As Smith and Harris concede in their briefing, the OMWS claim they make is governed by the same analysis as their FLSA claim and so fails for the reasons noted above.
The PMWA requires that “[e]very employer shall pay ․ each of his or her employe[es] wages for all hours worked.” 43 Pa. Cons. Stat. § 333.104(a). For travel time to be compensable, it must be “time spent in traveling as part of the duties of the employee during normal working hours and time during which an employee is employed or permitted to work.” 34 Pa. Code § 231.1 (1994). This requires a two-part inquiry determining whether the travel time was (1) part of the employee’s duties and (2) during normal working hours.1 The District Court dismissed Smith and Harris’ PMWA claim because their commute was not part of their duties of employment.
There is a dearth of precedent interpreting when travel time is an employee’s duty under the PMWA. The District Court relied on our non-precedential opinion in Espinoza v. Atlas Railroad Construction, LLC, 657 F. App'x 101, 106 (2016), which held that, for travel to be compensable, the employee must “perform[ ] work-related tasks, aside from travel, during their travel time.” The District Court concluded that Smith and Harris’ claim under the PMWA failed for “the same reasons that the Court concluded that [they] cannot establish that commuting across the picket line in Strom’s vans was either a principal activity or integral and indispensable to a principal activity of their employment.” J.A. at 26. But Pennsylvania has not enacted the Portal-to-Portal Act, and Pennsylvania law requires compensation for a broader range of activities, including travel time, than the FLSA. See De Asencio v. Tyson Foods, Inc., 342 F.3d 301, 307 (3d Cir. 2003), as amended (Nov. 14, 2003); In re Cargill Meat Sols. Wage & Hour Litig., 632 F.Supp.2d 368, 394, 397–98 (M.D. Pa. 2008). Neither the principal activity nor the integral or indispensable test applies here.
As a non-precedential opinion (written by a divided panel), Espinoza has no persuasive authority under the rules of our Court. See I.O.P. 5.7. Instead, we think our precedential opinion in Pennsylvania Fed’n of Bhd. of Maint. of Way Employees by Dodd v. Nat’l R.R. Passenger Corp. (Amtrak), 989 F.2d 112, 116 (3d Cir. 1993), is instructive. Appellants in Amtrak sought compensation under the regulation at issue here, 34 Pa. Code § 231.1, for travel in Amtrak vehicles after their shift was complete that, they alleged, was required under their collective bargaining agreement. We held that the Pennsylvania travel regulation requires courts to inquire into the underlying employment agreement. Reviewing it provided the “the only way” to determine if the employees “are required to travel on the AMTRAK vehicle after their work shifts are done.” Id. at 115 (emphasis in original).
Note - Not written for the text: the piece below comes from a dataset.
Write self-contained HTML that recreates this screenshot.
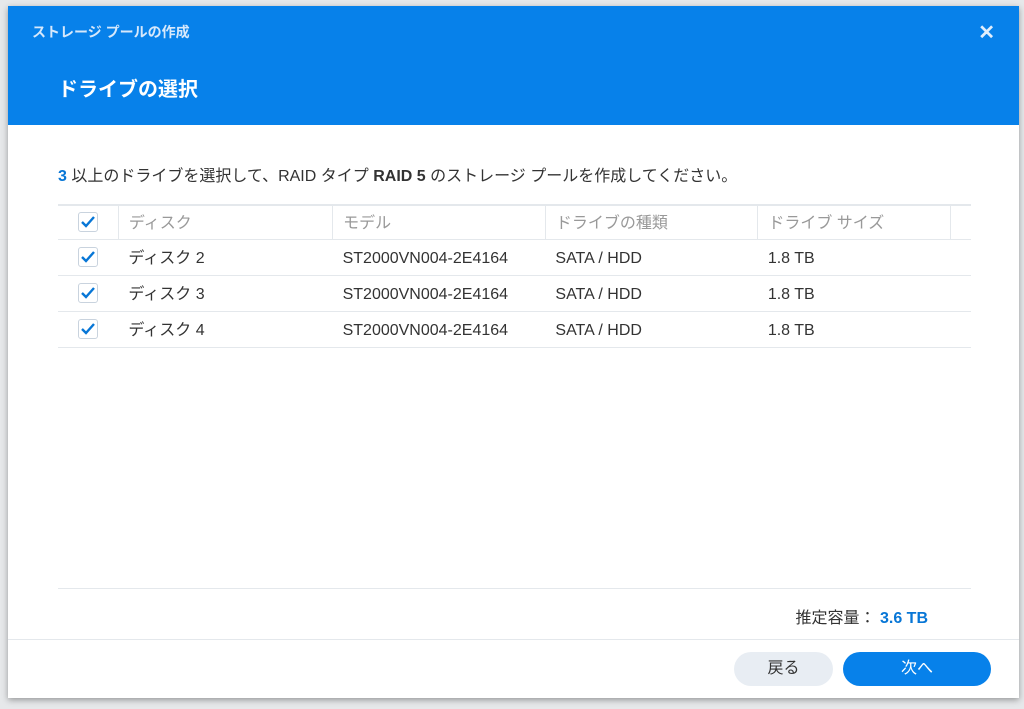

That courts must determine whether the uncompensated activity is required under the contract is consistent with a plain text reading of “duties of the employee” under the regulation. Black’s Law Dictionary defines a “duty” as “[a] legal obligation that is owed or due to another and that needs to be satisfied.” Black’s Law Dictionary 580 (9th ed. 2009). An obligation “may refer to anything that a person is bound to do or forbear from doing.” Id. at 1179 (emphasis added).
Smith and Harris’ employment agreements are not in the record. They allege that “Plaintiffs’ and Class Members’ employment with ATI and Strom required that they cross active picket lines in the vans owned, leased, or rented by Strom.” J.A. at 56 ¶ 85. They also allege that they had to follow specific instructions regarding crossing the picket lines “as a term and condition of their employment.” Id. at 57 ¶89. For a motion to dismiss, we are required to accept as true the factual allegations of the complaint. Thus Smith and Harris have adequately pled that riding in Strom vans was a duty of the employees and thus compensable under the PMWA.
We conclude that the District Court erred in granting ATI’s motion to dismiss, and thus we vacate in relevant part.
D. Claims against Strom
Smith and Harris argue that the District Court improperly dismissed their complaint against Strom because it did not join ATI’s motion to dismiss. The District Court was similarly “puzzled by this somewhat piecemeal litigation approach on Strom’s part.” J.A. at 18 n.1. However, the Court dismissed their complaint against Strom because “the grounds in favor of dismissal raised in ATI’s Motion are common to both Defendants, and Plaintiff’s fully responded to these arguments in its briefings.” Id. We agree with the Court that Smith and Harris’ complaint also fails to state a cause of action against Strom and so affirm the sua sponte dismissal of their FLSA and OMWS claims.
* * * * *
Smith and Harris failed to state a claim under the FLSA and OMWS, and thus we affirm the District Court’s dismissal of those claims. We conclude, however, that Smith and Harris adequately pled a cause of action under the PMWA. Therefore, we vacate the dismissal of their claims under that statute and remand. The District Court in its discretion may choose to refer the case to state court for resolution of the remaining state law claims.
1. Because ATI does not dispute on appeal Smith and Harris’ contention that they adequately alleged the travel was during normal working hours, we may consider that issue waived. See John Wyeth & Bro. Ltd. v. CIGNA Int’l Corp., 119 F.3d 1070, 1076 n.6 (3d Cir. 1997).